ESSAY BY TEJ DHAWAN

I’ll quit and go into business for myself when the revenue from my company is 1 1/2 times my salary. This unrealistic goal was the first life metric that led me to quit a stable job obtained at the height of a recession. I’d largely reached my set metric in 28 months of employment. On Jan. 1, 1995, I provided a notice of resignation and walked to the secretary of state’s office with a knot in my stomach.
As an 8-year-old growing up in India, I rented my large collection of comic books in my neighborhood, and in high school sold ads for the newly introduced Yellow Pages. The desire to be in control of my earnings arose from watching my blind grandfather build a business making rattan chairs and wax candles. The entrepreneurial gene inherited from him provided a constant itch as a salaried employee and I started working late into the evening building computers for sale and programming for area companies.
My wife and I sacrificed the symbols of post-college “wealth” to build a business. Eschewing rent for a new home with a 15-year mortgage (instead of 30), we pushed all extra funds to pay it down quicker. We chose to delay our honeymoon, kids, entertainment, restaurants and customary expenses until we were independent or hit age 30. The single car and city buses got us places. Guests to our new home found the main floor devoid of any furniture except the two stools for eating at the kitchen counter. We sought “Financial Independence, Retire Early” (FIRE), before it was an acronym or practice.
Finally independent, I became the first “tech” employee for Robert Half International and was contracted out to the city’s premier real estate company. In the latter, as I fulfilled my work pulling network cable through offices, I overheard a frustration expressed over a software purchase that wasn’t living up to its promise. They’d licensed software to show pictures of homes for sale, the images rotatable for a 360-degree view. A seemingly simple task today just didn’t seem to work.
They’d acquired many desktop computers of varying speeds from national and local brands, but success eluded them. As a gamer, I felt I knew the problem, but rather than simply tell the solution I offered them a deal — to build and show them a computer to successfully run their software if they would give me the order.
They agreed. I built a computer with off-the-shelf parts and a gamer ready video card, a novelty in the early 1990s. It worked. A minimum viable product (MVP) was in our hands.
I didn’t know, nor had I learned in computer science classes, a key principle taught to students in business school: The most valuable problems worth solving are those that remove a customer’s headache (and saves their face with their boss or stakeholders). Nor did I know the idea of an MVP — a low-cost test product that solves a problem without the accouterments of a finished commercial product.

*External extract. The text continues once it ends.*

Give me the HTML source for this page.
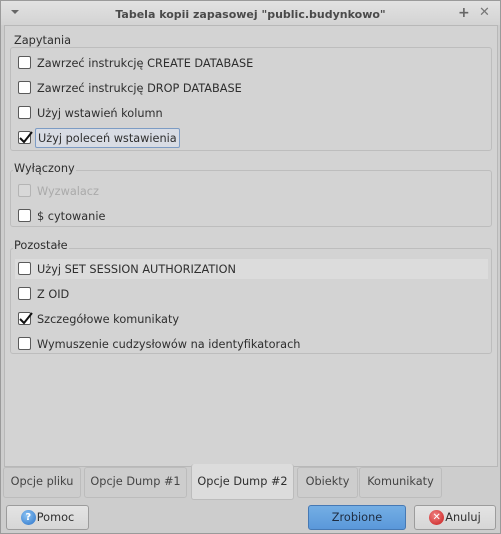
<!DOCTYPE html>
<html><head><meta charset="utf-8"><style>
*{box-sizing:border-box;margin:0;padding:0}
body{width:501px;height:534px;background:#cdcdcd;font-family:"DejaVu Sans","Liberation Sans",sans-serif;font-size:11.3px;color:#2e2e2e;position:relative;overflow:hidden;border:1px solid #9a9a9a}
.abs{position:absolute}
.title{left:0;top:0;width:499px;height:24px;background:linear-gradient(#e2e2e2,#d3d3d3);font-weight:bold;font-size:11px;color:#4a4a4a;text-align:center;line-height:27px}
.pane{left:3px;top:24px;width:494px;height:442px;border:1px solid #b8b8b8;background:#d3d3d3}
.frame{border:1px solid #bdbdbd;border-radius:3px}
.lbl{background:#d3d3d3;padding:0 1px}
.cb{width:13px;height:13px;border:1px solid #5a5a5a;border-radius:2px;background:#fff}
.cb.dis{border-color:#b4b4b4;background:#d8d8d8}
.row{left:17px;height:16px}
.row span{position:absolute;left:19px;top:1px;white-space:nowrap;line-height:14px}
.tab{top:466px;height:31px;border:1px solid #bcbcbc;border-radius:3px;background:#cdcdcd;text-align:center;line-height:28px;color:#444}
.btn{top:504px;height:25px;border:1px solid #9c9c9c;border-radius:3px;background:linear-gradient(#e4e4e4,#d6d6d6);display:flex;align-items:center;justify-content:center;gap:1px}
.ic{display:inline-block;width:15px;height:15px;border-radius:8px;color:#fff;font-size:10px;line-height:15px;font-weight:bold;text-align:center}
</style></head><body>
<div class="abs title">Tabela kopii zapasowej "public.budynkowo"</div>
<div class="abs" style="left:10px;top:9px;width:0;height:0;border-left:4px solid transparent;border-right:4px solid transparent;border-top:4px solid #666"></div>
<div class="abs" style="left:457px;top:4px;font-size:14px;color:#666;font-weight:bold">+</div>
<div class="abs" style="left:478px;top:4px;font-size:13px;color:#777;font-weight:bold">✕</div>
<div class="abs pane"></div>

<div class="abs frame" style="left:9px;top:46px;width:482px;height:104px"></div>
<div class="abs lbl" style="left:12px;top:33px">Zapytania</div>
<div class="abs row" style="top:55px"><div class="cb"></div><span>Zawrzeć instrukcję CREATE DATABASE</span></div>
<div class="abs row" style="top:80px"><div class="cb"></div><span>Zawrzeć instrukcję DROP DATABASE</span></div>
<div class="abs row" style="top:105px"><div class="cb"></div><span>Użyj wstawień kolumn</span></div>
<div class="abs row" style="top:130px"><div class="cb" style="position:relative"><svg class="abs" style="left:-1px;top:-2px" width="15" height="15"><path d="M2 8 L6 12 L14 2" stroke="#111" stroke-width="2" fill="none"/></svg></div><span style="left:17px;top:-3px;border:1px solid #7d9cc4;border-radius:2px;padding:3px 2px 1px;line-height:14px;background:#d8dce4">Użyj poleceń wstawienia</span></div>

<div class="abs frame" style="left:9px;top:169px;width:482px;height:57px"></div>
<div class="abs lbl" style="left:12px;top:161px">Wyłączony</div>
<div class="abs row" style="top:183px"><div class="cb dis"></div><span style="color:#aaa">Wyzwalacz</span></div>
<div class="abs row" style="top:208px"><div class="cb"></div><span>$ cytowanie</span></div>

<div class="abs frame" style="left:9px;top:247px;width:482px;height:106px"></div>
<div class="abs lbl" style="left:12px;top:238px">Pozostałe</div>
<div class="abs" style="left:14px;top:258px;width:473px;height:20px;background:#dcdcdc"></div>
<div class="abs row" style="top:261px"><div class="cb"></div><span>Użyj SET SESSION AUTHORIZATION</span></div>
<div class="abs row" style="top:286px"><div class="cb"></div><span>Z OID</span></div>
<div class="abs row" style="top:311px"><div class="cb" style="position:relative"><svg class="abs" style="left:-1px;top:-2px" width="15" height="15"><path d="M2 8 L6 12 L14 2" stroke="#111" stroke-width="2" fill="none"/></svg></div><span>Szczegółowe komunikaty</span></div>
<div class="abs row" style="top:336px"><div class="cb"></div><span>Wymuszenie cudzysłowów na identyfikatorach</span></div>

<div class="abs tab" style="left:2px;width:78px">Opcje pliku</div>
<div class="abs tab" style="left:83px;width:103px">Opcje Dump #1</div>
<div class="abs tab" style="left:190px;width:103px;top:463px;height:36px;background:#dcdcdc;border-top:none;line-height:36px;color:#2e2e2e">Opcje Dump #2</div>
<div class="abs tab" style="left:296px;width:61px">Obiekty</div>
<div class="abs tab" style="left:358px;width:83px">Komunikaty</div>

<div class="abs btn" style="left:5px;width:83px"><span class="ic" style="background:radial-gradient(circle at 40% 35%,#8cc4f4,#2a72c8)">?</span>Pomoc</div>
<div class="abs btn" style="left:307px;width:98px;background:linear-gradient(#74aee4,#5a98da);border-color:#4679b4;color:#1e2c40">Zrobione</div>
<div class="abs btn" style="left:413px;width:82px"><span class="ic" style="background:radial-gradient(circle at 40% 35%,#f08080,#c81e1e)">✕</span>Anuluj</div>
</body></html>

They didn’t simply give the deal for 400-plus computers to a cable jockey, but they insisted that I find a way to sell the computers via someone who could service them (prescient — you’ll see). In that, a second lesson emerged — of symbiotic partnerships. By this time, I had been in discussions with a friend to merge my consulting business with his, and his network connected me to the city’s premier computer store, and we inked a mutually beneficial deal.
As gamers know all too well today, game cards consume electricity and produce heat. Our computers were no different and began showing symptoms of heat-induced problems. With computers spread out wide across the region, I needed to figure out a way to solve and repair — where the store’s service and support team came to the rescue. We found the right cooling solution, found the way to successfully retrofit, obtained customer approval, and with the team of skilled engineers beside us, fixed the computers.
Both the customer and I moved on from that sale and relationship and didn’t really do anything together again, but the lessons from the experience continued to guide successful and unsuccessful projects in the intervening decades. The lessons I took away were:
Solving a customer’s problem requires listening to it in their words.
Unique solutions to problems often benefit from adjacencies. (Who would’ve imagined gaming know-how to solve a real estate problem?)
You can’t do it all yourself — complementary partners are invaluable.
While I was in the right place at the right time, it was listening to the problem that led not only to a solution but also an opportunity. A pattern that would repeat at least a dozen more times in as many years.
The MVP isn’t the final product. It must be used in the way, and in the environment, the customer intends.
Tej Dhawan is a proud member of the Central Iowa technology community. As the managing partner for Plains Angels’ angel investor network and partner in 2946 Ventures Fund, he is engaged in early-stage investments in startups across various industries. He has started several technology ventures in his three decades in Iowa, and has exited several successfully and a few where success remained elusive. He serves on the board of directors of EMC Insurance, is the chair of the board of trustees of Central College, and is a member of the YMCA, Iowa Venture Capital Association, and Bravo boards of directors.